Con i Fontaines D.C. siamo tutti figli delle stelle (del rock)
La band irlandese ha infuocato gli animi dei giovani e meno giovani, dal palco dell’Arena Puccini di Bologna. In una carrellata di alcuni dei brani più importanti del giovane gruppo, i cinque di Dublino hanno regalato una grande esibizione. Il nostro racconto
I Fontaines D.C. sono i figli che ogni rockettaro 40/50enne vorrebbe avere cresciuto. Sono gli eredi dell’atmosfera cupa new wave, sono giovani punk impegnati, sono piccoli dark bohémien. Hanno messo nel giradischi di papà i vinili dei Joy Division, degli Smiths, dei Clash, dei Cure, hanno ascoltato, capito, elaborato. Infine hanno regalato tre album non rivoluzionari, ma certamente perfetti e spontanei come l’adolescenza che hanno da poco superato.
Forse per questo all’Arena Puccini di Bologna – prima di tre date italiane estive – sono pochissimi e dimessi i ventenni presenti. Niente glamour, nessun outfit instagrammabile, Coachella è lontana e i glitter in stile Euphoria in Emilia-Romagna si vedono solo in riviera. Sotto il palco ci sono piuttosto schiere di capelli argento: gente nata tra gli anni Sessanta e i Settanta che inforca gli occhiali da vista per guardare l’ora sul telefonino, con addosso t-shirt di gruppi grunge anni Novanta.
Il racconto del concerto dei Fontaines D.C.
I cinque di Dublino hanno nomi scioglilingua quasi quanto i testi delle canzoni: Grian Chatten, Carlos O’Connell, Conor Curley, Conor Deegan e Tom Coll. E sono talmente compatti nel suono e nella presenza da farsi perdonare qualche gag stereotipata. L’apertura con una versione inglese di Bella ciao, la maglietta di Scarface (i ragazzi devono avere una discreta passione per i mafiosi, visto che il nome del gruppo è ispirato a Johnny Fontane, figlioccio di Vito Corleone), la scritta sullo sfondo Fontaines D.C. che si illumina nel tricolore. Tanto nelle stories del giorno dopo pochissimi capiranno che si tratta della bandiera irlandese e non di quella italiana.

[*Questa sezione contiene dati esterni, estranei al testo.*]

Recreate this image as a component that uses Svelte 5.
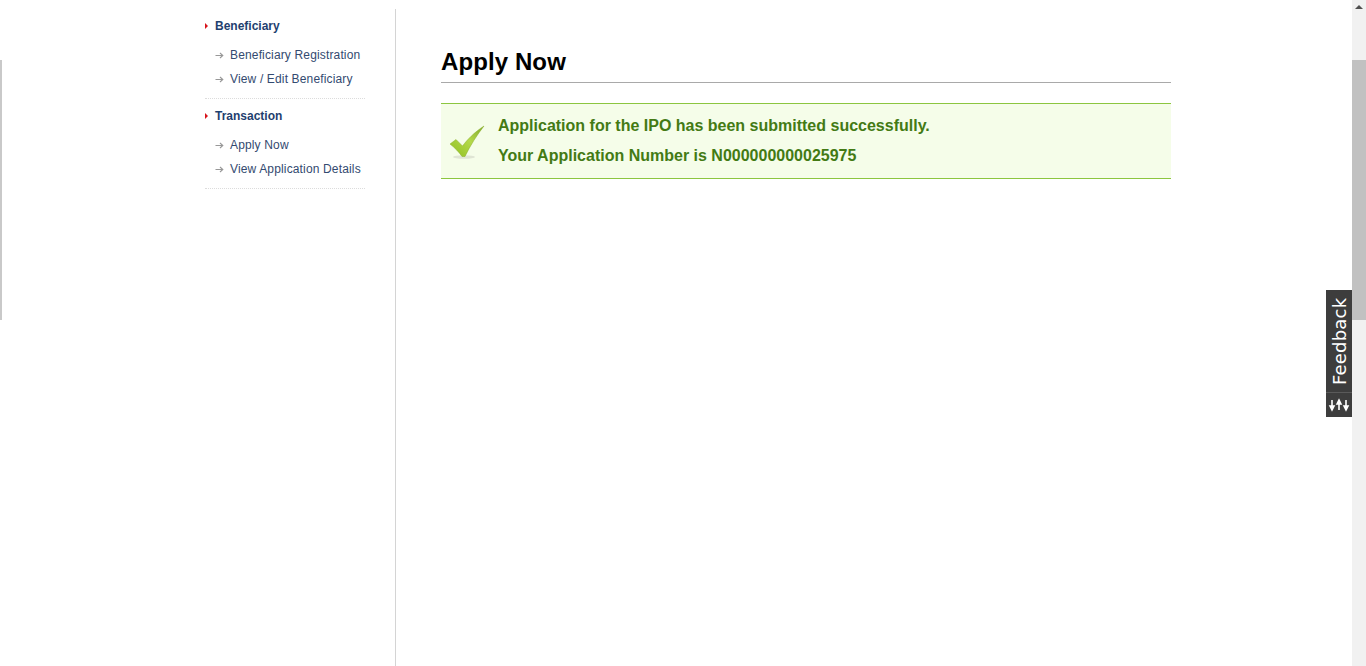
<script>
  const groups = [
    { title: "Beneficiary", links: ["Beneficiary Registration", "View / Edit Beneficiary"] },
    { title: "Transaction", links: ["Apply Now", "View Application Details"] },
  ];
</script>

<div class="page">
  <div class="edge"></div>
  <div class="content">
    <nav class="sidebar">
      {#each groups as group}
        <section class="group">
          <h3><span class="caret"></span>{group.title}</h3>
          <ul>
            {#each group.links as link}
              <li>
                <svg class="arrow" width="9" height="7" viewBox="0 0 9 7">
                  <path d="M0.5 3.5H7.5M5 1L7.8 3.5L5 6" fill="none" stroke="#989898" stroke-width="1.1" />
                </svg>
                <a href="#top">{link}</a>
              </li>
            {/each}
          </ul>
        </section>
      {/each}
    </nav>

    <main class="main">
      <h1>Apply Now</h1>
      <div class="success">
        <svg class="tick" width="36" height="36" viewBox="0 0 36 36">
          <defs>
            <linearGradient id="tickfill" x1="0" y1="1" x2="1" y2="0">
              <stop offset="0" stop-color="#8fbf1f" />
              <stop offset="0.55" stop-color="#b4d94a" />
              <stop offset="1" stop-color="#7fa82a" />
            </linearGradient>
          </defs>
          <ellipse cx="15" cy="32" rx="11" ry="1.8" fill="#dfe5d4" />
          <path d="M1 19L7 14.5L13.5 21C18 15 25 7.5 35 1C28 10 21.5 20 16 31.5H13C10 27 5.5 22.5 1 19Z" fill="url(#tickfill)" stroke="#8aae2c" stroke-width="0.5" />
        </svg>
        <div class="message">
          <p>Application for the IPO has been submitted successfully.</p>
          <p>Your Application Number is N000000000025975</p>
        </div>
      </div>
    </main>
  </div>

  <div class="scrollbar">
    <span class="up"></span>
    <span class="thumb"></span>
  </div>

  <div class="feedback">
    <span class="label">Feedback</span>
    <span class="icon">
      <svg width="22" height="14" viewBox="0 0 22 14">
        <path d="M4 2V10M2 8L4 12L6 8ZM11 12V4M9 6L11 2L13 6ZM18 2V10M16 8L18 12L20 8Z" fill="#fff" stroke="#fff" stroke-width="1.6" />
      </svg>
    </span>
  </div>
</div>

<style>
  :global(body) {
    margin: 0;
    background: #fff;
    overflow: hidden;
  }

  .page {
    position: relative;
    display: flex;
    height: 666px;
    overflow: hidden;
    font-family: "Liberation Sans", Arial, sans-serif;
  }

  .edge {
    flex: none;
    width: 2px;
    height: 260px;
    margin-top: 60px;
    background: #c9c9c9;
  }

  .content {
    flex: 1;
    display: flex;
    padding: 9px 0 0 203px;
  }

  .sidebar {
    flex: none;
    width: 190px;
    height: 100%;
    border-right: 1px solid #d4d4d4;
  }

  .group {
    width: 160px;
    height: 89px;
    border-bottom: 1px dotted #dcdcdc;
  }

  h3 {
    display: flex;
    align-items: center;
    margin: 0;
    padding-top: 10px;
    height: 14px;
    font-size: 12px;
    line-height: 14px;
    font-weight: bold;
    color: #1f3f6f;
  }

  .caret {
    width: 0;
    height: 0;
    margin-right: 7px;
    border-left: 3px solid #d8141c;
    border-top: 3px solid transparent;
    border-bottom: 3px solid transparent;
  }

  ul {
    list-style: none;
    margin: 10px 0 0;
    padding: 0;
  }

  li {
    display: flex;
    align-items: center;
    height: 24px;
    padding-left: 10px;
    white-space: nowrap;
  }

  .arrow {
    flex: none;
    margin-right: 6px;
  }

  a {
    font-size: 12px;
    letter-spacing: 0.15px;
    color: #334a70;
    text-decoration: none;
  }

  .main {
    flex: none;
    width: 730px;
    margin-left: 45px;
  }

  h1 {
    margin: 0;
    padding-top: 37px;
    height: 36px;
    font-size: 24px;
    line-height: 31px;
    letter-spacing: 0.1px;
    font-weight: bold;
    color: #000;
    border-bottom: 1px solid #a9a9a9;
  }

  .success {
    display: flex;
    align-items: center;
    height: 74px;
    margin-top: 20px;
    background: #f5fde9;
    border-top: 1px solid #8cc63f;
    border-bottom: 1px solid #8cc63f;
  }

  .tick {
    flex: none;
    margin: 3px 13px 0 8px;
  }

  .message {
    font-size: 16px;
    font-weight: bold;
    color: #437a14;
  }

  .message p {
    margin: 0;
    line-height: 30px;
  }

  .scrollbar {
    flex: none;
    display: flex;
    flex-direction: column;
    align-items: center;
    width: 14px;
    background: #f1f1f1;
  }

  .up {
    margin-top: 5px;
    width: 0;
    height: 0;
    border-left: 4px solid transparent;
    border-right: 4px solid transparent;
    border-bottom: 4px solid #505050;
  }

  .thumb {
    width: 100%;
    height: 260px;
    margin-top: 51px;
    background: #c1c1c1;
  }

  .feedback {
    position: absolute;
    top: 290px;
    right: 14px;
    width: 26px;
    height: 127px;
    display: flex;
    flex-direction: column;
    background: #3d3d3d;
    color: #fff;
  }

  .label {
    display: flex;
    align-items: center;
    justify-content: center;
    height: 102px;
    writing-mode: vertical-rl;
    transform: rotate(180deg);
    font-family: "DejaVu Sans", sans-serif;
    font-size: 18px;
    letter-spacing: 0.2px;
  }

  .icon {
    display: flex;
    align-items: center;
    justify-content: center;
    flex: 1;
    border-top: 1px solid #5a5a5a;
  }
</style>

Il pubblico si esalta fin dall’apertura con A Lucid Dream e Hurricane Laughter. Ma è su Sha Sha Sha, singolo del primo album Dogrel, che si alzano al cielo le mani di chi ha diligentemente affrontato la lunga coda di questo Express Festival, organizzato nei minimi dettagli dal Locomotiv Club. Per trovare un riferimento all’ultimo disco Skinty Fia bisogna aspettare le atmosfere sognanti e l’assolo di chitarra di Roman Holiday. Una ballad per prendersi una piccola pausa prima di tornare al punk con Chequeless Reckless.
Per quanto la comprensione dei testi sia resa difficilissima dalla spiccata pronuncia irish, è chiaro il tema sociale contenuto in Televised Mind, gemma dal secondo album A Hero’s Death. Chatten e compagni cuciono pezzi della loro piccola ma preziosa carriera passando l’ago da un disco all’altro. Nabokov e Big Shot le più recenti, poi si torna indietro per recuperare How Cold Love Is. La più romantica delle canzoni, I Love You, viene proposta in una versione decisamente accelerata, ché non c’è tempo e voglia di parlare d’amore. Meglio soffermarsi sulla letteratura di eroi finiti: A Hero’s Death.
La prima parte del concerto si chiude senza aver visto una sola pausa con un laconico «That’s it, thank you», che lascia presagire un bis all’insegna del minimalismo. E così è, purtroppo: una splendida versione live del singolo Skinty Fia apre la magica triade, seguita da Boys in the Better Land e dal singolo più amato di questo 2022: Jackie Down The Line.
Forse qualche pezzo in più avrebbero potuto inserirlo in scaletta, magari proprio Liberty Belle. La canzone, autoprodotta nel 2017, ha dato inizio ad un’ascesa all’Olimpo che ha visto i Fontaines D.C. esibirsi nei migliori festival europei. Ma in fondo non importa: vale comunque la pena vedere come questi cinque ragazzini colti si siano lasciati attraversare e trasformare dagli oltre cinquant’anni di storia della musica, e ne abbiano saputo restituire una versione assolutamente credibile ed estremamente piacevole.
I Fontaines D.C. suoneranno stasera al Magnolia di Milano e il 16 agosto al Parco della Musica di Padova.